By that point, Hernandez said that he had already been through graduate school and did everything required by NASA. So, when his wife made that comment he started looking for the answer to why others were getting selected but he wasn’t.
“I took a deep dive into everybody’s curriculum – the folks who got selected (when) I didn’t,” Hernández said. “I compared them and yes they were a similar age as me, with similar education backgrounds, and similar work experience- but they were all pilots and I wasn’t. So I thought maybe I should invest in myself and become a private pilot.”
And that’s exactly what Hernández said he did- he became a pilot. Next, he saw that the people selected by NASA were scuba dive-rated. He also learned that an international space station was in the process of being built in partnership with Russia. So Hernández upped the ante again by getting master-rated in scuba diving and becoming fluent in the Russian language.
After Hernández’s 12th application with NASA, he said he was finally accepted, joining the program’s 19th class of Astronauts in 2004. Four years later, his dream came true when he blasted off via rocket as a flight engineer and headed to outer space.
Hernández was a mission specialist on Space Shuttle Discovery’s Mission STS-128 in August and September of 2009.
“It was a surreal experience. You can train as much as you want on Earth, but the real experience isn’t real until it’s real,” Hernández said. “You never get tired of floating in space. It was just a great experience. Words cannot do it justice.”
After Hernández left NASA, he wrote multiple books which prompted filmmakers to reach out with inquiries about turning his story into a movie. Multiple offers and negotiations later, Hernández said he decided to help create “A Million Miles Away” for Amazon Prime. The movie stars Michael Peña as Hernández.
“I was the first to recommend Michael Peña, although quite frankly I think he would have been recommended anyway. He was the natural choice,” Hernández said. “I liked him because I already saw him in ‘The Martian’ with Matt Damon. So my argument was he already had astronaut experience.”
Peña is also well-known for his role in the hit Netflix series “Narcos.”
The movie premiered in late August in Stockton, the city that Hernández still calls home.

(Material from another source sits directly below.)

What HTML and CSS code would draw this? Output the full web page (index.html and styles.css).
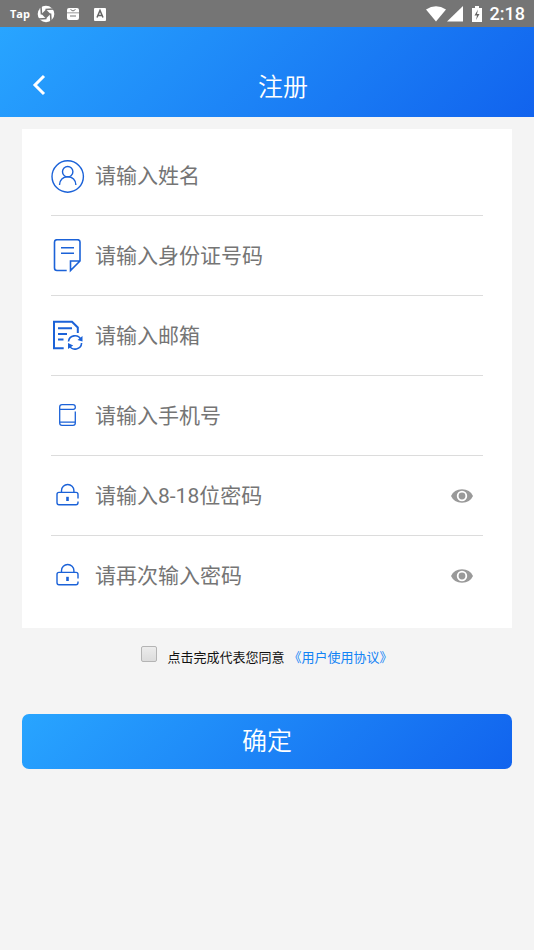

Hernández said that he hopes that after people watch “A Million Miles Away,” they’ll be encouraged to follow their dreams and know that they can do anything they put their minds to.
“It’s a story of hard work, of education being the great equalizer, of the concept of the American Dream is alive and well if you’re willing to work hard, persevere, and prepare yourself according to the challenge you select,” said Hernandez at the premiere.
“A Million Miles Away” premieres at midnight on the morning of the first day of Hispanic Heritage Month, Sept. 15, on Amazon Prime.